Interim CEO: Kristin Nimsger Weston
Talend’s early days were focused on developing next-generation data ETL (extract, transform and load) software and has since expanded its big data product portfolio to include technology for data integration, application and API integration, and data integrity and governance – all under the Talend Data Fabric unified platform.
Talend is in the process of being acquired by data analytics and integration software company Qlik under a deal announced in January. (Both companies are owned by private equity giant Thoma Bravo where interim CEO Kristin Nimsger Weston is an operating partner.) The acquisition is slated to close by midyear.
Originally founded in Paris, France, Talend today is headquartered in San Mateo, Calif.
CEO: Andy Palmer
Tamr develops a next-generation data mastering and enrichment platform that businesses use to transform messy source data into clean, consolidated and curated data.
In addition to its flagship mastering and enrich software, Tamr develops data products for specific industry use cases including B2B and B2C customer data mastering, healthcare provider data mastering and supplier data mastering.
Tamr, headquartered in Cambridge, Mass., was co-founded in 2013 by computer scientist and database luminary Michael Stonebraker.
In November the company was awarded its 16th patent for “method and system for large-scale data curation.”
CEO: Liran Zvibel
WekaIO is one of several companies on this year’s Big Data 100 list that spans the data storage and data management sectors of the IT industry.

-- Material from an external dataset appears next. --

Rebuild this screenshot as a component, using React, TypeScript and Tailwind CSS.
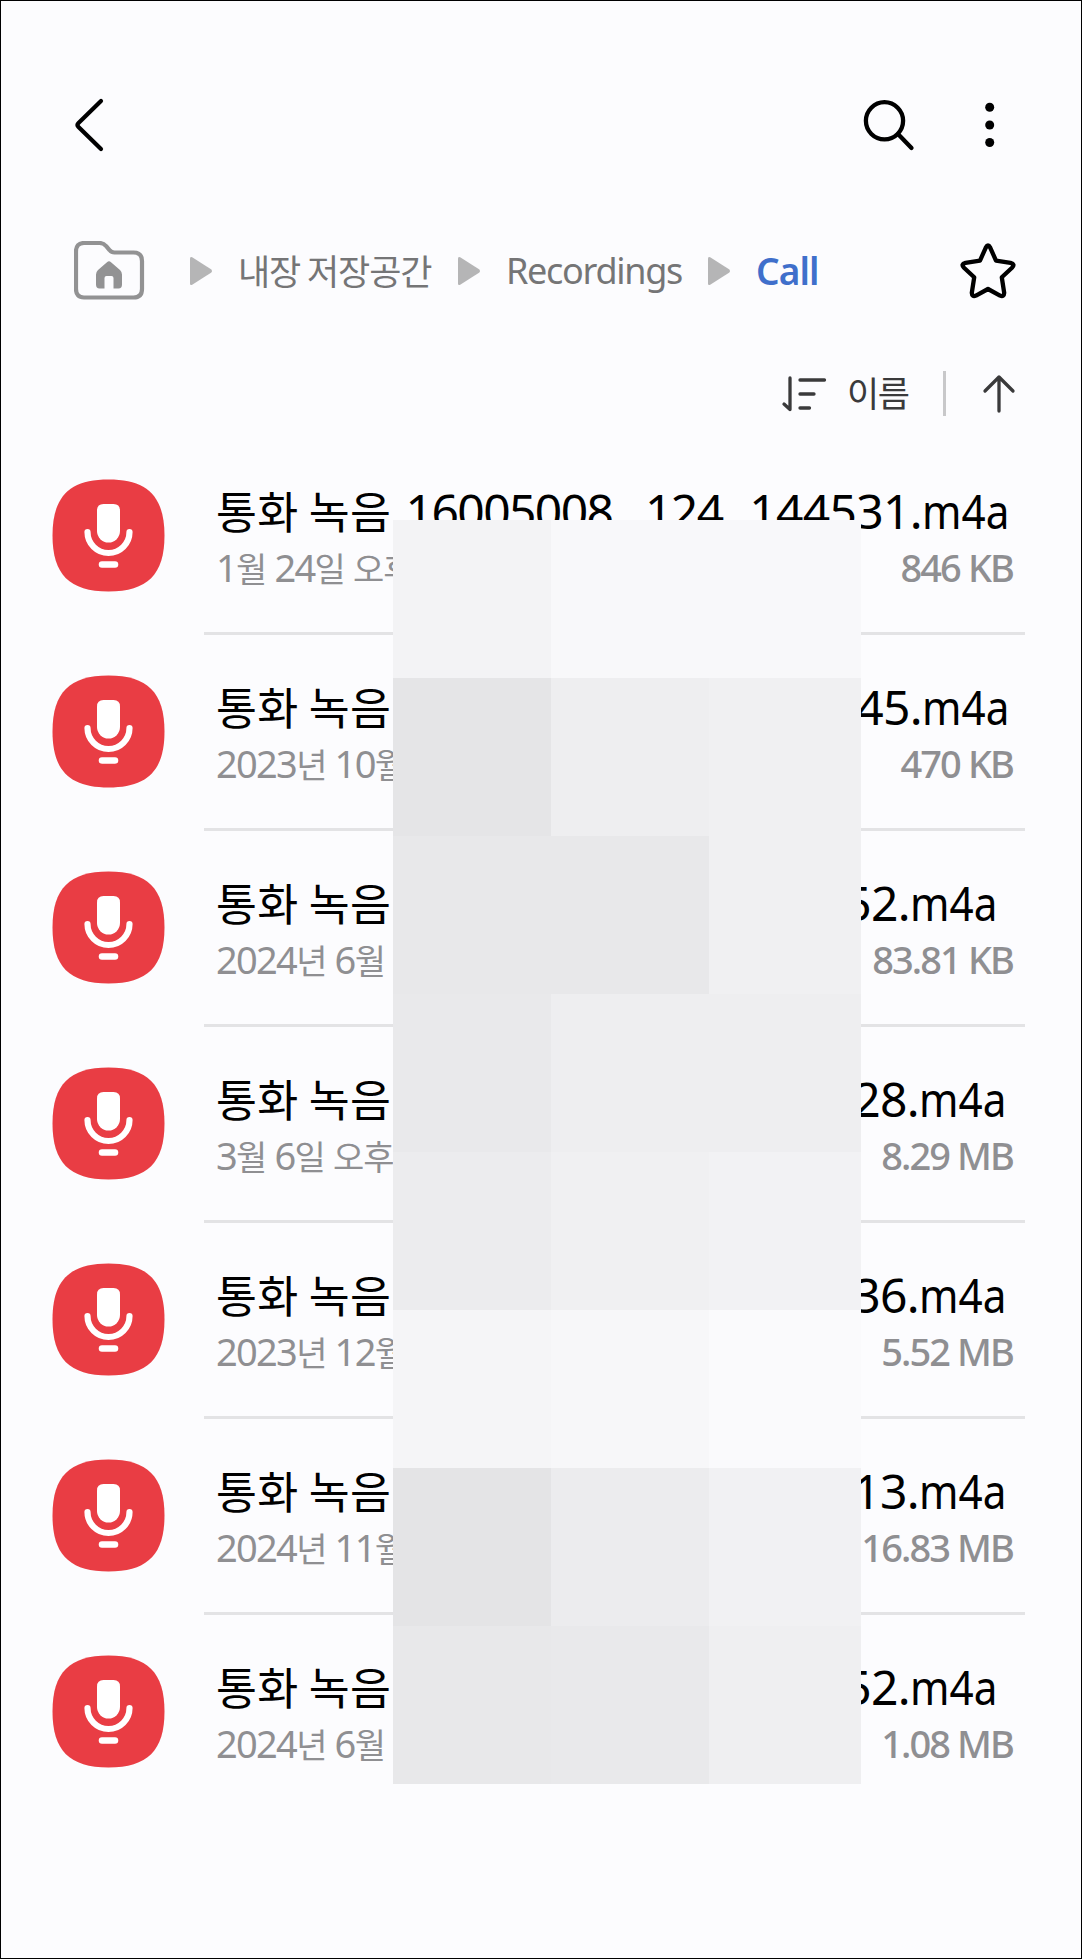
import React from "react";

type Recording = {
  name: string;
  lead?: string;
  tail: string;
  tailClass: string;
  date: string;
  size: string;
};

const recordings: Recording[] = [
  { name: "통화 녹음", lead: "16005008_ 124_", tail: "144531.", tailClass: "pr-[16px]", date: "1월 24일 오후", size: "846 KB" },
  { name: "통화 녹음", tail: "45.", tailClass: "pr-[16px]", date: "2023년 10월", size: "470 KB" },
  { name: "통화 녹음", tail: "52.", tailClass: "pr-[28px]", date: "2024년 6월", size: "83.81 KB" },
  { name: "통화 녹음", tail: "28.", tailClass: "pr-[19px]", date: "3월 6일 오후", size: "8.29 MB" },
  { name: "통화 녹음", tail: "36.", tailClass: "pr-[19px]", date: "2023년 12월", size: "5.52 MB" },
  { name: "통화 녹음", tail: "13.", tailClass: "pr-[19px]", date: "2024년 11월", size: "16.83 MB" },
  { name: "통화 녹음", tail: "52.", tailClass: "pr-[28px]", date: "2024년 6월", size: "1.08 MB" },
];

const mosaic = [
  "bg-[#f3f3f5]", "bg-[#f8f8fa]", "bg-[#f8f8fa]",
  "bg-[#e5e5e7]", "bg-[#eeeef0]", "bg-[#f0f0f2]",
  "bg-[#e8e8ea]", "bg-[#e8e8ea]", "bg-[#f0f0f2]",
  "bg-[#e9e9eb]", "bg-[#eeeef0]", "bg-[#eeeef0]",
  "bg-[#ececee]", "bg-[#f0f0f2]", "bg-[#f2f2f4]",
  "bg-[#f5f5f7]", "bg-[#f7f7f9]", "bg-[#fafafc]",
  "bg-[#e4e4e6]", "bg-[#ececee]", "bg-[#f1f1f3]",
  "bg-[#e8e8ea]", "bg-[#e9e9eb]", "bg-[#efeff1]",
];

function MicIcon() {
  return (
    <svg width="113" height="113" viewBox="-0.500 -0.500 113 113" className="block">
      <path d="M56 0C95 0 112 17 112 56S95 112 56 112S0 95 0 56S17 0 56 0Z" fill="#e93d44" />
      <path d="M51 24.5H61Q67.500 24.500 67.500 31V51.500A11.500 11.500 0 0 1 44.500 51.500V31Q44.500 24.500 51 24.500Z" fill="#fff" />
      <path d="M35 52.500A21 21 0 0 0 77 52.500" fill="none" stroke="#fff" strokeWidth="6.200" strokeLinecap="round" />
      <path d="M49.500 85H62.500" stroke="#fff" strokeWidth="6.500" strokeLinecap="round" />
    </svg>
  );
}

function Crumb() {
  return (
    <svg width="22" height="30" viewBox="0 0 22 30" className="block shrink-0">
      <path d="M0 2.500Q0 .2 2.200 1.300L21 13.200Q23 15 21 16.800L2.200 28.700Q0 29.800 0 27.500Z" fill="#b5b5b6" />
    </svg>
  );
}

/* Splits mixed text so Hangul and Latin runs get their own metrics. */
function Mixed({ text, hangul }: { text: string; hangul: string }) {
  return (
    <>
      {text.split(/([가-힣]+)/).map((part, i) =>
        /[가-힣]/.test(part) ? (
          <span key={i} className={hangul}>{part}</span>
        ) : (
          <span key={i}>{part}</span>
        )
      )}
    </>
  );
}

export default function App() {
  return (
    <div className="relative flex h-[1959px] w-[1082px] flex-col overflow-hidden border border-black bg-[#fcfcfe] font-['Noto_Sans','Noto_Sans_CJK_KR',sans-serif] whitespace-pre">
      <header className="flex h-[180px] items-start pt-[94px] pl-[72px]">
        <svg width="40" height="60" viewBox="0 0 40 60">
          <path d="M28 6L5.500 28Q3.500 30 5.500 32L28 54" fill="none" stroke="#000" strokeWidth="4.200" strokeLinecap="round" strokeLinejoin="round" />
        </svg>
        <svg width="60" height="60" viewBox="0 0 60 60" className="ml-[746px]">
          <circle cx="25.500" cy="25.800" r="18.600" fill="none" stroke="#000" strokeWidth="4.300" />
          <path d="M39 39L52.500 53" stroke="#000" strokeWidth="4.300" strokeLinecap="round" />
        </svg>
        <svg width="20" height="60" viewBox="0 0 20 60" className="ml-[60px]">
          <circle cx="10.700" cy="12.300" r="4.500" />
          <circle cx="10.700" cy="30" r="4.500" />
          <circle cx="10.700" cy="47.500" r="4.500" />
        </svg>
      </header>

      <nav className="flex h-[180px] items-center pl-[73px] text-[37px] leading-[50px] text-[#757576]">
        <svg width="71" height="60" viewBox="0.500 1 71 60" className="shrink-0">
          <path d="M10.500 3H26Q30 3 32.500 6L36 10Q38 12.500 41 12.500H60Q68.500 12.500 68.500 21V49Q68.500 57.500 60 57.500H10.500Q2.500 57.500 2.500 49V11.500Q2.500 3 10.500 3Z" fill="none" stroke="#929293" strokeWidth="4.200" />
          <path d="M33.500 22.200Q35.500 20.500 37.500 22.200L46.500 30Q48.500 32 48.500 34.500V44.500Q48.500 48.500 45 48.500H40V38Q40 36 38 36H33Q31 36 31 38V48.500H26Q22.500 48.500 22.500 44.500V34.500Q22.500 32 24.500 30Z" fill="#929293" />
        </svg>
        <div className="ml-[45px]"><Crumb /></div>
        <span className="ml-[26px] w-[220px] font-['Noto_Sans_CJK_KR'] text-[35px] leading-[46px] tracking-[-1.100px] pb-[2px]">내장 저장공간</span>
        <Crumb />
        <span className="ml-[26px] w-[202px] text-[36px] tracking-[-1.300px]">Recordings</span>
        <Crumb />
        <span className="ml-[26px] w-[204px] text-[37px] font-semibold tracking-[-0.900px] text-[#3f6fcb]">Call</span>
        <svg width="56" height="56" viewBox="0 0.200 56 56" className="shrink-0">
          <path d="M25.800 4.800Q28 .5 30.200 4.800L36 17.800L50.500 20Q55.500 21.300 52 25L41.800 34.500L44.200 50Q44 54.500 40 52.800L28 46.200L16 52.800Q12 54.500 11.800 50L14.200 34.500L4 25Q.5 21.300 5.500 20L20 17.800Z" fill="none" stroke="#000" strokeWidth="4.300" strokeLinejoin="round" />
        </svg>
      </nav>

      <div className="flex h-[78px] items-start pl-[780px] pt-[8px]">
        <svg width="46" height="46" viewBox="0 0 46 46" className="shrink-0" fill="none" stroke="#3a3a3b" strokeWidth="3.300" strokeLinecap="round" strokeLinejoin="round">
          <path d="M9 9V40.500L3 35M19 11H43.500M19 25H33M19 39H28.500" />
        </svg>
        <span className="ml-[20px] w-[96px] font-['Noto_Sans_CJK_KR'] text-[35px] leading-[46px] tracking-[-1.500px] text-[#3a3a3b]">이름</span>
        <div className="mt-[2px] h-[45px] w-[3px] bg-[#c8c8ca]" />
        <svg width="36" height="46" viewBox="0 0 36 46" className="ml-[35px]" fill="none" stroke="#3a3a3b" strokeWidth="3.300" strokeLinecap="round" strokeLinejoin="round">
          <path d="M18 42V8M4 22L18 8L32 22" />
        </svg>
      </div>

      <main>
        {recordings.map((r, i) => (
          <section key={i} className="flex h-[196px] pl-[51px]">
            <div className="w-[152px] shrink-0 pt-[40px]">
              <MicIcon />
            </div>
            <div className={i < 6 ? "w-[821px] border-b-3 border-[#e3e3e5] pt-[41px] pl-[12px]" : "w-[821px] pt-[41px] pl-[12px]"}>
              <div className="flex h-[62px] items-baseline justify-between text-[48px] leading-[60px] tracking-[-0.700px] text-black">
                <span className="font-['Noto_Sans_CJK_KR'] text-[44.500px] tracking-[0.300px]">{r.name}</span>
                <span className={r.tailClass}>
                  {r.lead && <span className="mr-[7px] tracking-[-1.600px] [word-spacing:2px]">{r.lead}</span>}
                  {r.tail}
                  <span className="inline-block w-[87px] origin-left scale-x-[0.88] tracking-normal">m4a</span>
                </span>
              </div>
              <div className="flex h-[50px] items-baseline justify-between pr-[12px] text-[38px] leading-[50px] tracking-[-1.700px] text-[#8f8f92]">
                <span>
                  <Mixed text={r.date} hangul="font-['Noto_Sans_CJK_KR'] text-[34px] leading-none tracking-[-1px]" />
                </span>
                <span className="font-medium tracking-[-1.900px]">{r.size}</span>
              </div>
            </div>
          </section>
        ))}
      </main>

      {/* pixelated privacy mask over the list */}
      <div className="absolute top-[519px] left-[392px] grid h-[1264px] w-[468px] auto-rows-fr grid-cols-[158px_158px_152px]">
        {mosaic.map((c, i) => (
          <div key={i} className={c} />
        ))}
      </div>
    </div>
  );
}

The company’s hybrid cloud Weka Data Platform, built on distributed file system and object storage technology, is positioned for data-intensive workloads in AI, machine learning, high-performance computing and more.
In February WekaIO launched a new channel partner program looking to recruit VARs, systems integrators and MSPs to build AI, ML and other high-performance solutions and services around the Weka Data Platform.
In November WekaIO, based in Campbell, Calif., raised $135 million in Series D funding.